HRE-Untersuchungsausschuss: Handlungsunfähige Finanzaufsicht
Zwar konnte die Opposition die Koalition nicht ernsthaft in Schwierigkeiten bringen. Doch strukturelle Defizite der Bankenaufsicht werden im Abschlussbericht zur HRE-Pleite deutlich.
BERLIN taz | Viele erhellende Momente erlebten die Abgeordneten des Bundestages in den insgesamt 125 Sitzungsstunden. Als "Saustall" bezeichnete etwa Bankenaufseher Jochen Sanio die Münchner Bank Hypo Real Estate (HRE). Diese und andere schöne Formulierungen finden sich im Bericht, den der Untersuchungsausschuss zur Aufklärung der milliardenteuren HRE-Pleite am Freitag dieser Woche vorlegt. Unter dem Strich bleibt eine wesentliche Erkenntnis: Die Bankenaufsicht in Deutschland ist nicht so gut aufgestellt, wie es notwendig wäre.
Monatelang hatte die Opposition aus FDP, Linken und Grünen versucht, der Regierung Fehler im Zusammenhang mit der Beinahepleite und Rettung der HRE nachzuweisen. Um den Zusammenbruch der Bank und möglicherweise weiterer Institute durch die Finanzkrise zu verhindern, haben Staat und private Banken die HRE mittlerweile mit einer Summe von 102 Milliarden Euro abgesichert. 90 Prozent der Aktien gehören dem Bund, rund 3 Milliarden öffentlicher Mittel sind bereits geflossen. Es könnten noch wesentlich mehr werden - die Rede ist von bis zu 20 Milliarden Euro aus Steuermitteln.
Neben Jochen Sanio, dem Chef der Bundesanstalt für Finanzdienstleistungsaufsicht (Bafin), kamen auch Finanzminister Peer Steinbrück (SPD), Deutsche-Bank-Vorstand Josef Ackermann und Klaus Müller, der Präsident des Bankenverbands, als Zeugen in den Ausschuss. Unter dem Strich ist es der Opposition dabei allerdings nicht gelungen, die Regierung für die Öffentlichkeit nachvollziehbar in große Schwierigkeiten zu bringen.

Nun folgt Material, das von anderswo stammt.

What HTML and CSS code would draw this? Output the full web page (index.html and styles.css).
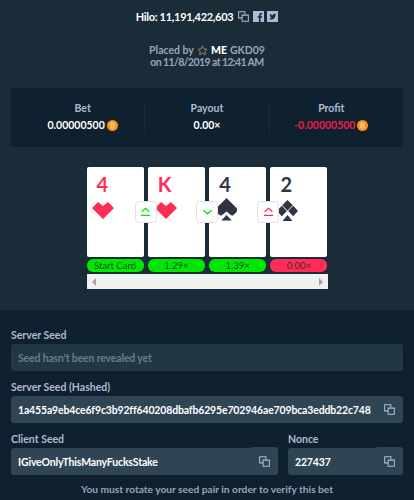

Deutlich wurde dies unter anderem in den Debatten über die Wirksamkeit der Bankenaufsicht. Gerhard Schick, finanzpolitischer Sprecher der Grünen, kritisierte, Bafin-Chef Sanio habe die ihm zur Verfügung stehenden Möglichkeiten gegenüber der maroden HRE nicht genutzt. Aufgrund des Kreditwesengesetzes habe die Bafin im Sommer 2008 in die Geschäfte der Münchner Bank eingreifen können und müssen, um Schlimmeres zu verhüten, so Schick.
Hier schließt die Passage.